Theologically, I would say that I’ve seen what I would call the disturbing trend in the PCUSA, moving in the direction of ordaining open gay and lesbian ministers. I’ve been a member of the New York City presbytery for 45 years, and I saw how that change took place. I opposed it at the beginning, but they had a way of shunning you to the side and not hearing you. So I decided I would become an observer and watch this and see how it has worked out. It has worked out to me unfavorably, and against the Bible, so they now have an openly gay executive presbyter of the presbytery.

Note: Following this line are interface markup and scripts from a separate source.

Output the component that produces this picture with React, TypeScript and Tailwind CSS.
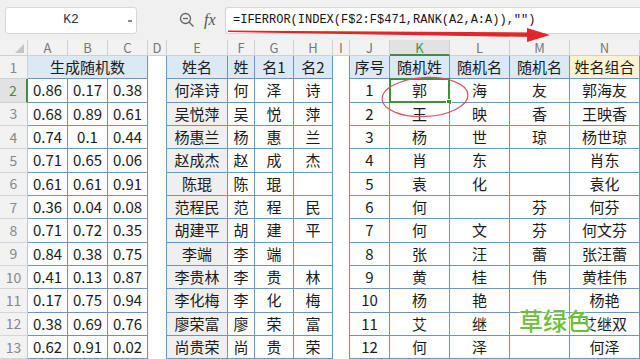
import React from "react";

const rows: string[][] = [
  ["0.86", "0.17", "0.38", "何泽诗", "何", "泽", "诗", "1", "郭", "海", "友", "郭海友"],
  ["0.68", "0.89", "0.61", "吴悦萍", "吴", "悦", "萍", "2", "王", "映", "香", "王映香"],
  ["0.74", "0.1", "0.44", "杨惠兰", "杨", "惠", "兰", "3", "杨", "世", "琼", "杨世琼"],
  ["0.71", "0.65", "0.06", "赵成杰", "赵", "成", "杰", "4", "肖", "东", "", "肖东"],
  ["0.61", "0.61", "0.91", "陈琨", "陈", "琨", "", "5", "袁", "化", "", "袁化"],
  ["0.36", "0.04", "0.08", "范程民", "范", "程", "民", "6", "何", "", "芬", "何芬"],
  ["0.71", "0.72", "0.35", "胡建平", "胡", "建", "平", "7", "何", "文", "芬", "何文芬"],
  ["0.84", "0.38", "0.75", "李端", "李", "端", "", "8", "张", "汪", "蕾", "张汪蕾"],
  ["0.41", "0.13", "0.87", "李贵林", "李", "贵", "林", "9", "黄", "桂", "伟", "黄桂伟"],
  ["0.17", "0.75", "0.94", "李化梅", "李", "化", "梅", "10", "杨", "艳", "", "杨艳"],
  ["0.38", "0.69", "0.76", "廖荣富", "廖", "荣", "富", "11", "艾", "继", "", "艾继双"],
  ["0.62", "0.91", "0.02", "尚贵荣", "尚", "贵", "荣", "12", "何", "泽", "", "何泽"],
];

const letters = ["A", "B", "C", "D", "E", "F", "G", "H", "I", "J", "K", "L", "M", "N"];

const cell = "flex items-center justify-center border-r border-b border-[#6b95c3] text-[15px] text-[#1a1a1a]";
const gap = "border-r border-[#6b95c3] bg-white";

export default function App() {
  return (
    <div
      className="relative w-[640px] h-[359px] overflow-hidden bg-white"
      style={{ fontFamily: '"Noto Sans CJK SC", "Noto Sans", sans-serif' }}
    >
      {/* toolbar */}
      <div className="flex h-[40px] items-center bg-[#f0f0f0] pl-[5px]">
        <div className="relative flex h-[27px] w-[132px] items-center justify-center rounded-[3px] border border-[#d6d6d6] bg-white">
          <span className="text-[13px] text-[#333]" style={{ fontFamily: '"Liberation Mono", monospace' }}>
            K2
          </span>
          <span className="absolute right-[4px] top-[12px] h-[2px] w-[4px] bg-[#888]" />
        </div>
        <div className="flex w-[88px] items-center gap-[9px] pl-[42px]">
          <svg width="16" height="16" viewBox="0 0 16 16" fill="none" stroke="#666" strokeWidth="1.3">
            <circle cx="6.5" cy="6.5" r="5" />
            <line x1="4" y1="6.5" x2="9" y2="6.5" />
            <line x1="10.2" y1="10.2" x2="14.5" y2="14.5" />
          </svg>
          <span className="text-[16px] italic text-[#555]" style={{ fontFamily: '"Liberation Serif", serif' }}>
            fx
          </span>
        </div>
        <div className="flex h-[27px] flex-1 items-center rounded-l-[3px] border border-r-0 border-[#d6d6d6] bg-white pl-[7px]">
          <span className="text-[12px] text-[#111]" style={{ fontFamily: '"Liberation Mono", monospace' }}>
            =IFERROR(INDEX(F$2:F$471,RANK(A2,A:A)),"")
          </span>
        </div>
      </div>

      {/* sheet */}
      <div className="grid grid-cols-[28px_40px_40px_40px_19px_61px_27px_39px_39px_17px_40px_60px_60px_60px_1fr] grid-rows-[16px] auto-rows-[23.35px]">
        <div className="relative border-r border-b border-[#d0d0d0] bg-[#f2f2f2]">
          <svg className="absolute right-[3px] bottom-[2px]" width="9" height="9" viewBox="0 0 9 9">
            <polygon points="9,0 9,9 0,9" fill="#c4c4c4" />
          </svg>
        </div>
        {letters.map((l) => (
          <div
            key={l}
            className={
              l === "K"
                ? "flex items-center justify-center border-r border-b-2 border-r-[#d0d0d0] border-b-[#3f8f3f] bg-[#e2e2e2] text-[13px] leading-none text-[#3f8f3f]"
                : "flex items-center justify-center border-r border-b border-[#d0d0d0] bg-[#f2f2f2] text-[13px] leading-none text-[#777]"
            }
          >
            {l}
          </div>
        ))}

        {/* row 1 */}
        <div className="flex items-center justify-center border-r border-b border-[#d0d0d0] bg-[#f2f2f2] text-[14px] text-[#888]">
          1
        </div>
        <div className={`${cell} col-span-3 bg-[#dce8f4]`}>生成随机数</div>
        <div className={gap} />
        <div className={`${cell} bg-[#dce8f4]`}>姓名</div>
        <div className={`${cell} bg-[#dce8f4]`}>姓</div>
        <div className={`${cell} bg-[#dce8f4]`}>名1</div>
        <div className={`${cell} bg-[#dce8f4]`}>名2</div>
        <div className={gap} />
        <div className={`${cell} bg-[#dce8f4]`}>序号</div>
        <div className={`${cell} bg-[#dce8f4]`}>随机姓</div>
        <div className={`${cell} bg-[#dce8f4]`}>随机名</div>
        <div className={`${cell} bg-[#dce8f4]`}>随机名</div>
        <div className={`${cell} bg-[#fdf2cf]`}>姓名组合</div>

        {rows.map((r, i) => {
          const n = i + 2;
          const sel = n === 2;
          return (
            <React.Fragment key={n}>
              <div
                className={
                  sel
                    ? "flex items-center justify-center border-r-2 border-b border-r-[#3f8f3f] border-b-[#d0d0d0] bg-[#e2e2e2] text-[14px] text-[#3f8f3f]"
                    : "flex items-center justify-center border-r border-b border-r-[#b9c7d6] border-b-[#d6d6d6] bg-[#f2f2f2] text-[14px] text-[#888]"
                }
              >
                {n}
              </div>
              <div className={`${cell} bg-white`}>{r[0]}</div>
              <div className={`${cell} bg-white`}>{r[1]}</div>
              <div className={`${cell} bg-white`}>{r[2]}</div>
              <div className={gap} />
              <div className={`${cell} bg-[#efefef]`}>{r[3]}</div>
              <div className={`${cell} bg-white`}>{r[4]}</div>
              <div className={`${cell} bg-white`}>{r[5]}</div>
              <div className={`${cell} bg-white`}>{r[6]}</div>
              <div className={gap} />
              <div className={`${cell} bg-white`}>{r[7]}</div>
              <div className={`${cell} relative bg-white`}>
                {r[8]}
                {sel && (
                  <div className="absolute inset-[-1px] border-2 border-[#3f8f3f]">
                    <span className="absolute right-[-4px] bottom-[-4px] h-[6px] w-[6px] border border-white bg-[#3f8f3f]" />
                  </div>
                )}
              </div>
              <div className={`${cell} bg-white`}>{r[9]}</div>
              <div className={`${cell} bg-white`}>{r[10]}</div>
              <div className={`${cell} bg-white`}>{r[11]}</div>
            </React.Fragment>
          );
        })}
      </div>

      {/* annotations */}
      <svg className="pointer-events-none absolute left-0 top-0" width="640" height="359" viewBox="0 0 640 359">
        <polygon points="228,30.5 532,32.5 532,37 228,32" fill="#e3262b" />
        <polygon points="527,28 550,35 527,42" fill="#e3262b" />
        <ellipse
          cx="425"
          cy="97"
          rx="43"
          ry="19.5"
          fill="none"
          stroke="#d9525f"
          strokeWidth="1.2"
          transform="rotate(-3 425 97)"
        />
      </svg>
      <div
        className="absolute left-[519px] top-[308px] text-[24px] font-medium leading-none text-[#6cbf3a]"
        style={{ textShadow: "0 0 2px #fff, 0 0 2px #fff" }}
      >
        草绿色
      </div>
    </div>
  );
}
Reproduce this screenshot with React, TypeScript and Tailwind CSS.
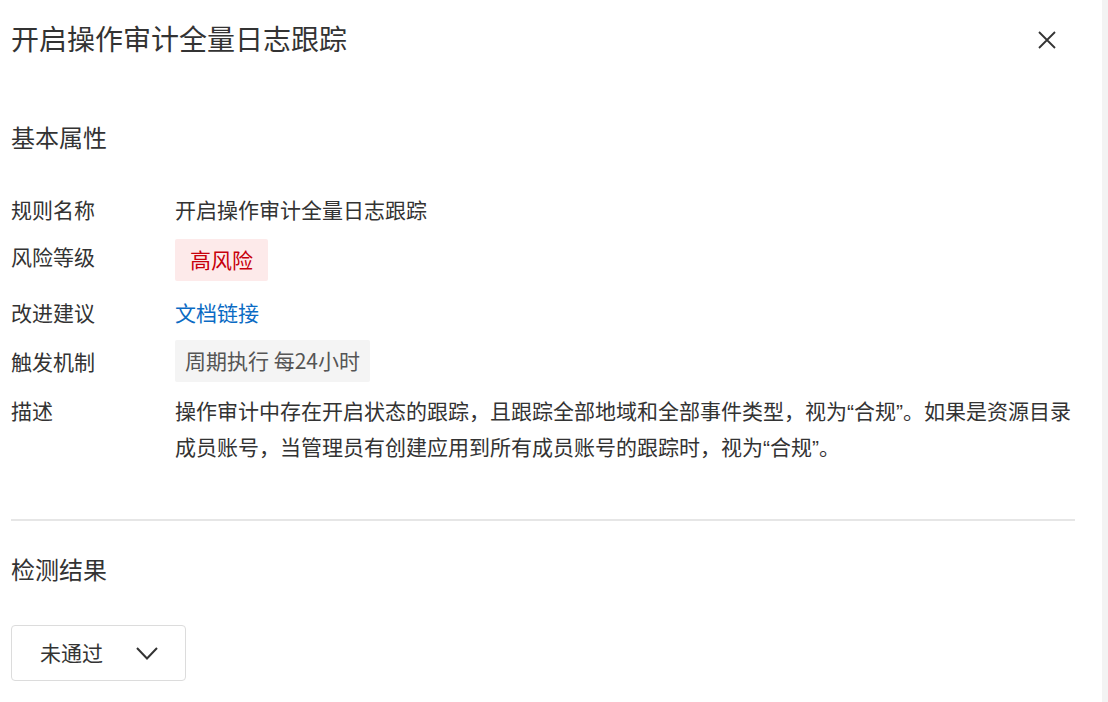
const Q = ({ children }: { children: string }) => (
  <span style={{ fontFamily: '"Liberation Sans", sans-serif' }}>{children}</span>
);

const rows = [
  { label: "规则名称", mt: "mt-0", lpt: "pt-0", value: <span className="leading-[35px]">开启操作审计全量日志跟踪</span> },
  {
    label: "风险等级",
    mt: "mt-[12px]",
    lpt: "pt-0",
    value: (
      <span className="inline-flex h-[42px] items-center rounded-[2px] bg-[#fdeaea] px-[15px] text-[#c7000b]">高风险</span>
    ),
  },
  {
    label: "改进建议",
    mt: "mt-[14px]",
    lpt: "pt-0",
    value: <a className="leading-[35px] text-[#0b6bc4]">文档链接</a>,
  },
  {
    label: "触发机制",
    mt: "mt-[10px]",
    lpt: "pt-[4px]",
    value: (
      <span className="inline-flex h-[42px] items-center rounded-[2px] bg-[#f4f4f4] px-[10px] text-[#555]">周期执行 每24小时</span>
    ),
  },
  {
    label: "描述",
    mt: "mt-[11px]",
    lpt: "pt-0",
    value: (
      <p className="leading-[35px]">
        操作审计中存在开启状态的跟踪，且跟踪全部地域和全部事件类型，视为<Q>“</Q>合规<Q>”</Q>。如果是资源目录成员账号，当管理员有创建应用到所有成员账号的跟踪时，视为<Q>“</Q>合规<Q>”</Q>。
      </p>
    ),
  },
];

export default function App() {
  return (
    <div
      className="flex h-[702px] w-[1108px] overflow-hidden bg-white text-[#333]"
      style={{ fontFamily: '"Noto Sans CJK SC", "Liberation Sans", sans-serif' }}
    >
      <div className="flex flex-1 flex-col pl-[11px] pr-[27px]">
        <header className="flex items-start justify-between pt-[18px]">
          <h1 className="text-[28px] leading-[40px]">开启操作审计全量日志跟踪</h1>
          <button className="mt-[13px] mr-[19px] text-[#333]">
            <svg width="18" height="18" viewBox="0 0 18 18" fill="none" stroke="currentColor" strokeWidth="1.8">
              <path d="M1 1l16 16M17 1L1 17" />
            </svg>
          </button>
        </header>

        <h2 className="mt-[62px] text-[24px] leading-[34px]">基本属性</h2>

        <dl className="mt-[38px] text-[21px]">
          {rows.map((r) => (
            <div key={r.label} className={`flex items-start ${r.mt}`}>
              <dt className={`w-[164px] shrink-0 leading-[35px] ${r.lpt}`}>{r.label}</dt>
              <dd className="flex-1">{r.value}</dd>
            </div>
          ))}
        </dl>

        <div className="mt-[54px] h-[2px] bg-[#e6e6e6]" />

        <h2 className="mt-[31px] text-[24px] leading-[34px]">检测结果</h2>

        <button className="mt-[39px] flex h-[56px] w-[175px] items-center rounded-[4px] border border-[#dcdcdc] pl-[28px] text-[21px]">
          <span>未通过</span>
          <svg className="ml-[33px]" width="22" height="13" viewBox="0 0 22 13" fill="none" stroke="#333" strokeWidth="2">
            <path d="M1 1l10 10.5L21 1" />
          </svg>
        </button>
      </div>
      <div className="w-[6px] bg-[#f3f3f3]" />
    </div>
  );
}
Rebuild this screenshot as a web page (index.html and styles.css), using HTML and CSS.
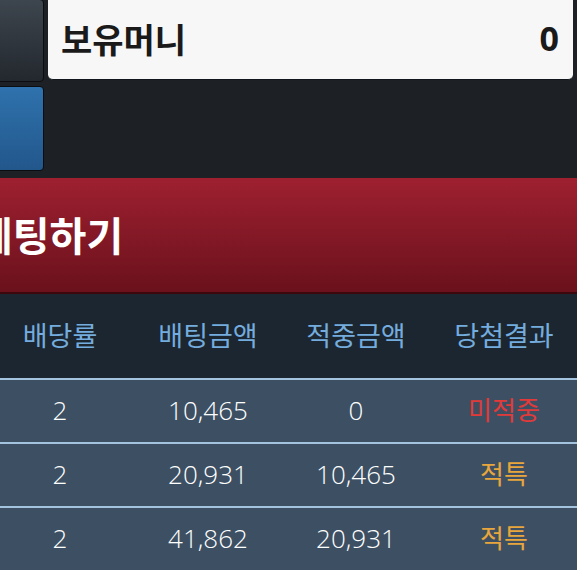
FILE: index.html
```html
<!DOCTYPE html>
<html lang="ko">
<head>
<meta charset="utf-8">
<link rel="stylesheet" href="styles.css">
</head>
<body>
<div class="page">
  <div class="top">
    <div class="side">
      <div class="btn btn-grey"></div>
      <div class="btn btn-blue"></div>
    </div>
    <div class="main">
      <div class="money">
        <span class="money-label">보유머니</span>
        <span class="money-value">0</span>
      </div>
    </div>
  </div>
  <div class="bet-bar"><span class="bet-text">베팅하기</span></div>
  <div class="table">
    <div class="row head">
      <div class="cell">배당률</div>
      <div class="cell">배팅금액</div>
      <div class="cell">적중금액</div>
      <div class="cell">당첨결과</div>
    </div>
    <div class="row">
      <div class="cell">2</div>
      <div class="cell">10,465</div>
      <div class="cell">0</div>
      <div class="cell lose">미적중</div>
    </div>
    <div class="row">
      <div class="cell">2</div>
      <div class="cell">20,931</div>
      <div class="cell">10,465</div>
      <div class="cell special">적특</div>
    </div>
    <div class="row">
      <div class="cell">2</div>
      <div class="cell">41,862</div>
      <div class="cell">20,931</div>
      <div class="cell special">적특</div>
    </div>
  </div>
</div>
</body>
</html>
```
FILE: styles.css
```css
html, body {
  margin: 0;
  padding: 0;
  background: #1d2126;
  overflow: hidden;
}
body {
  width: 577px;
  height: 570px;
  font-family: "Noto Sans CJK KR", "Noto Sans", sans-serif;
}
.page {
  width: 577px;
  overflow: hidden;
}
.top {
  display: flex;
  gap: 4px;
  height: 178px;
}
.side {
  display: flex;
  flex-direction: column;
  gap: 4px;
  margin-left: -20px;
  width: 64px;
  flex: none;
}
.btn {
  box-sizing: border-box;
  border: 1px solid #0b0d10;
  border-radius: 4px;
}
.btn-grey {
  height: 83px;
  margin-top: -1px;
  background: linear-gradient(#3d454e, #23282e);
}
.btn-blue {
  height: 85px;
  background: linear-gradient(#2f72ad, #22578b);
}
.main {
  flex: 1;
  margin-right: 4px;
}
.money {
  box-sizing: border-box;
  height: 81px;
  margin-top: -1px;
  background: #f7f7f8;
  border-radius: 0 0 5px 5px;
  border-bottom: 1px solid #11161c;
  display: flex;
  align-items: center;
  justify-content: space-between;
  padding: 0 14px 2px 13px;
  color: #1a1a1a;
  font-weight: 700;
}
.money-label {
  font-size: 34px;
}
.money-value {
  font-family: "Open Sans", "Noto Sans", sans-serif;
  font-size: 34px;
}
.bet-bar {
  box-sizing: border-box;
  height: 116px;
  background: linear-gradient(#9e2030, #6a111c);
  border-bottom: 2px solid #3c080d;
  display: flex;
  align-items: center;
  padding-bottom: 2px;
}
.bet-text {
  color: #ffffff;
  font-size: 40px;
  font-weight: 700;
  margin-left: -24px;
}
.table {
  margin-left: -14px;
  width: 592px;
}
.row {
  display: grid;
  grid-template-columns: repeat(4, 1fr);
  align-items: center;
  height: 62px;
  background: #3d5063;
  border-top: 2px solid #a3c3de;
  color: #ffffff;
  font-family: "Open Sans", "Noto Sans CJK KR", sans-serif;
  font-size: 26px;
  font-weight: 300;
}
.row.head {
  height: 84px;
  background: #1c2630;
  border-top: none;
  color: #74acde;
  font-size: 27px;
  font-weight: 400;
}
.cell {
  text-align: center;
  line-height: 1;
  padding-bottom: 2px;
}
.lose {
  color: #e23a3a;
  font-weight: 400;
}
.special {
  color: #e8a63c;
  font-weight: 400;
}
```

I’ve also not seen any basic racial changes for the better in the church. I’m sorry to say that, but I ran into the same racism in the PCUSA church as I found in the OPC. When I graduated from seminary, there was no place for me to serve. There were plenty of churches that were vacant, but none of them would call me. It was understood by the higher-ups in the church that there was no future for me being called to a white church. That’s when the call came to me to serve in Maine, and I accepted that and went there and served. But the racial divide in America is still as strong as it was in the 40’s and 50’s. Just more polite, but it is no less real, no less firm, and no less impregnable.

Please keep Rev. Oliver in your prayers as he continues to serve the Lord and proclaim the whole counsel of God to a changing world.